Comfortable — a bit more headroom

16GB RAM · SSD · a recent CPU

More RAM and an SSD make multitasking, Docker, and bigger projects smooth. This is the sweet spot for most builders: fast enough for serious software and web work, and able to run small local AI models when you want to experiment offline.

Local AI & training — a real GPU

NVIDIA 24GB+ VRAM (e.g. 3090/4090) · or Apple Silicon 32–64GB

You only need this if you want to run large models locally or fine-tune your own. VRAM (not just RAM) is what matters for AI. This is a serious investment — and for most people, renting a cloud GPU is smarter than buying one.

No GPU? Use the cloud

Rent, don't buy

Google Colab, cloud GPU providers, and hosted model APIs let you run and even train models without owning a graphics card. You pay per hour or per token instead of dropping a fortune on hardware that ages fast. For nearly everyone starting out, this is the right call.

Renting beats buying for most builders. You don’t have to own a GPU to run or train models.

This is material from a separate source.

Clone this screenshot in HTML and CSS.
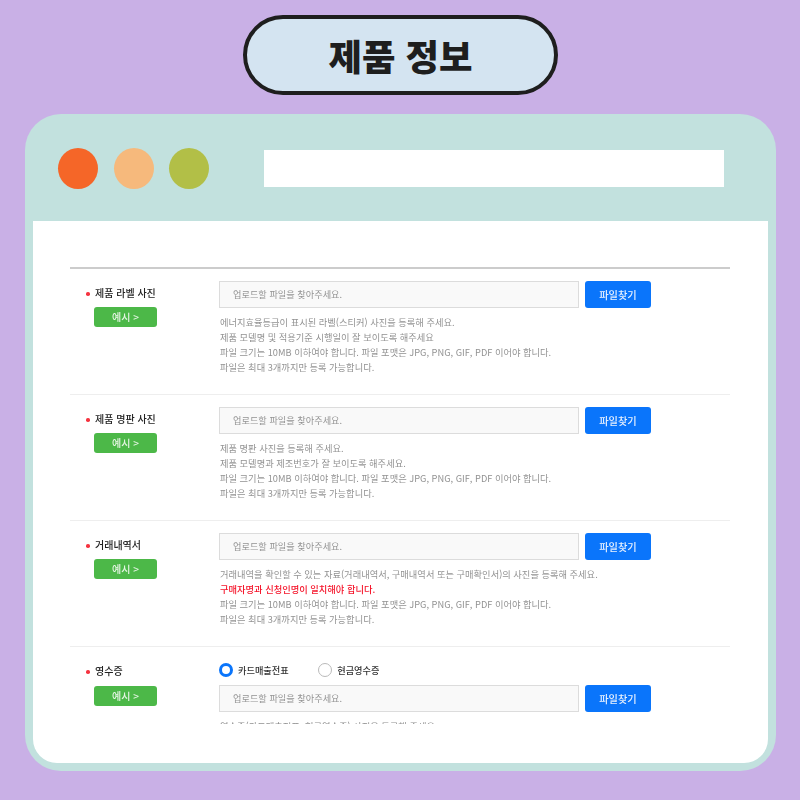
FILE: index.html
```html
<!DOCTYPE html>
<html lang="ko">
<head>
  <meta charset="UTF-8" />
  <title>제품 정보</title>
  <link rel="stylesheet" href="styles.css">
</head>
<body>
  <header class="title-row">
    <h1 class="title-pill">제품 정보</h1>
  </header>

  <div class="window">
    <div class="window-bar">
      <div class="dots">
        <span class="dot dot-red"></span>
        <span class="dot dot-peach"></span>
        <span class="dot dot-olive"></span>
      </div>
      <div class="address"></div>
    </div>

    <div class="window-body">
      <div class="form">
        <section class="row">
          <div class="label-col">
            <div class="label">제품 라벨 사진</div>
            <button class="example-btn">예시 &gt;</button>
          </div>
          <div class="field-col">
            <div class="upload">
              <div class="file-input">업로드할 파일을 찾아주세요.</div>
              <button class="file-btn">파일찾기</button>
            </div>
            <ul class="notes">
              <li>에너지효율등급이 표시된 라벨(스티커) 사진을 등록해 주세요.</li>
              <li>제품 모델명 및 적용기준 시행일이 잘 보이도록 해주세요</li>
              <li>파일 크기는 10MB 이하여야 합니다. 파일 포맷은 JPG, PNG, GIF, PDF 이어야 합니다.</li>
              <li>파일은 최대 3개까지만 등록 가능합니다.</li>
            </ul>
          </div>
        </section>

        <section class="row">
          <div class="label-col">
            <div class="label">제품 명판 사진</div>
            <button class="example-btn">예시 &gt;</button>
          </div>
          <div class="field-col">
            <div class="upload">
              <div class="file-input">업로드할 파일을 찾아주세요.</div>
              <button class="file-btn">파일찾기</button>
            </div>
            <ul class="notes">
              <li>제품 명판 사진을 등록해 주세요.</li>
              <li>제품 모델명과 제조번호가 잘 보이도록 해주세요.</li>
              <li>파일 크기는 10MB 이하여야 합니다. 파일 포맷은 JPG, PNG, GIF, PDF 이어야 합니다.</li>
              <li>파일은 최대 3개까지만 등록 가능합니다.</li>
            </ul>
          </div>
        </section>

        <section class="row">
          <div class="label-col">
            <div class="label">거래내역서</div>
            <button class="example-btn">예시 &gt;</button>
          </div>
          <div class="field-col">
            <div class="upload">
              <div class="file-input">업로드할 파일을 찾아주세요.</div>
              <button class="file-btn">파일찾기</button>
            </div>
            <ul class="notes">
              <li>거래내역을 확인할 수 있는 자료(거래내역서, 구매내역서 또는 구매확인서)의 사진을 등록해 주세요.</li>
              <li class="warn">구매자명과 신청인명이 일치해야 합니다.</li>
              <li>파일 크기는 10MB 이하여야 합니다. 파일 포맷은 JPG, PNG, GIF, PDF 이어야 합니다.</li>
              <li>파일은 최대 3개까지만 등록 가능합니다.</li>
            </ul>
          </div>
        </section>

        <section class="row row-receipt">
          <div class="label-col">
            <div class="label">영수증</div>
            <button class="example-btn">예시 &gt;</button>
          </div>
          <div class="field-col">
            <div class="radios">
              <span class="radio-item"><span class="radio radio-on"></span>카드매출전표</span>
              <span class="radio-item"><span class="radio"></span>현금영수증</span>
            </div>
            <div class="upload">
              <div class="file-input">업로드할 파일을 찾아주세요.</div>
              <button class="file-btn">파일찾기</button>
            </div>
            <ul class="notes">
              <li>영수증(카드매출전표, 현금영수증) 사진을 등록해 주세요.</li>
            </ul>
          </div>
        </section>
      </div>
    </div>
  </div>
</body>
</html>
```

FILE: styles.css
```css
* {
  box-sizing: border-box;
}
html, body {
  height: 100%;
}
body {
  margin: 0;
  background: #c9b0e6;
  font-family: "Noto Sans CJK KR", "Noto Sans", sans-serif;
  overflow: hidden;
}
.title-row {
  display: flex;
  justify-content: center;
  padding-top: 15px;
  padding-left: 1px;
}
.title-pill {
  margin: 0;
  width: 315px;
  height: 80px;
  display: flex;
  align-items: center;
  justify-content: center;
  background: #d4e4f1;
  border: 4px solid #1e1e1e;
  border-radius: 40px;
  color: #1e1e1e;
  font-size: 36.4px;
  font-weight: 900;
}
.window {
  margin: 19px 24px 0 25px;
  height: 657px;
  background: #c2e1de;
  border-radius: 36px;
  padding: 0 8px 8px;
  display: flex;
  flex-direction: column;
}
.window-bar {
  height: 107px;
  flex: none;
  display: flex;
  align-items: center;
  padding: 2px 0 0 25px;
}
.dots {
  display: flex;
  gap: 15.5px;
  width: 206px;
}
.dot {
  width: 40px;
  height: 41px;
  border-radius: 50%;
}
.dot-red { background: #f56628; }
.dot-peach { background: #f6b97c; }
.dot-olive { background: #b2bf47; }
.address {
  width: 460px;
  height: 37px;
  background: #fff;
}
.window-body {
  flex: 1;
  background: #fff;
  border-radius: 0 0 24px 24px;
  padding: 46px 38px 0 37px;
}
.form {
  height: 457px;
  overflow: hidden;
  border-top: 2px solid #cccccc;
  filter: blur(0.5px);
}
.row {
  height: 126px;
  display: flex;
  padding-top: 12px;
  border-bottom: 1px solid #eeeeee;
}
.row-receipt {
  border-bottom: none;
  padding-top: 15px;
}
.label-col {
  width: 149px;
  flex: none;
  padding: 4px 0 0 25px;
}
.row-receipt .label-col {
  padding-top: 1px;
}
.label {
  position: relative;
  font-size: 10px;
  line-height: 16px;
  font-weight: 500;
  color: #222;
}
.label::before {
  content: "";
  position: absolute;
  left: -9px;
  top: 7px;
  width: 3.5px;
  height: 3.5px;
  border-radius: 50%;
  background: #f5333f;
}
.example-btn {
  display: block;
  width: 63px;
  height: 20px;
  margin: 6px 0 0 -1px;
  padding: 0;
  border: none;
  border-radius: 3px;
  background: #4cb848;
  color: #e6f5e4;
  font-family: inherit;
  font-size: 10px;
  font-weight: 500;
  line-height: 20px;
}
.row-receipt .example-btn {
  margin-top: 7px;
}
.upload {
  display: flex;
  gap: 6px;
}
.file-input {
  width: 360px;
  height: 27px;
  border: 1.5px solid #dcdcdc;
  background: #f9f9f9;
  padding-left: 13px;
  color: #939393;
  font-size: 9.2px;
  line-height: 25px;
}
.file-btn {
  width: 66px;
  height: 27px;
  padding: 0;
  border: none;
  border-radius: 3px;
  background: #0a75fb;
  color: #e8f1fe;
  font-family: inherit;
  font-size: 10.2px;
  font-weight: 500;
}
.notes {
  list-style: none;
  margin: 6.5px 0 0;
  padding: 0 0 0 1px;
  color: #929292;
  font-size: 9.25px;
  line-height: 15px;
}
.notes .warn {
  color: #f5142a;
  font-weight: 500;
}
.radios {
  display: flex;
  gap: 29.5px;
  height: 23px;
}
.radio-item {
  display: flex;
  gap: 5px;
  height: 15px;
  align-items: center;
  color: #333;
  font-size: 9.2px;
  font-weight: 500;
}
.radio {
  width: 14px;
  height: 14px;
  border: 1px solid #b9b9b9;
  border-radius: 50%;
  background: #fff;
}
.radio-on {
  border: 3px solid #0a75fb;
}
```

See real Naira prices for cheap cloud compute — what an hour of GPU time actually costs and where to get it — before you spend a fortune on hardware.

Building from Nigeria

Power, data, and cost are real constraints. Here is how builders work around them.

Plan for power

Keep a charged power bank or a small UPS/inverter, and turn on auto-save and Git commits often so an outage never costs you work. Cloud-based tools also mean your project lives online, not just on a machine that might lose power mid-build.

Respect your data plan

Download tools and model files once on good internet, then work offline where you can. Prefer tools with offline modes, and avoid re-downloading large dependencies. A cheap second SIM as backup internet saves a lot of frustration.

Spend smart in Naira

A high-end GPU can cost more than months of cloud rental you may never fully use. Start with what you have, rent compute when you need it, and only buy hardware once a real project demands it. Buying used can stretch your budget — just test before you pay.

Bottom line: start on the machine you have today. Move up a tier only when a real project asks for it. The goal is to create — not to wait until you can afford the perfect setup.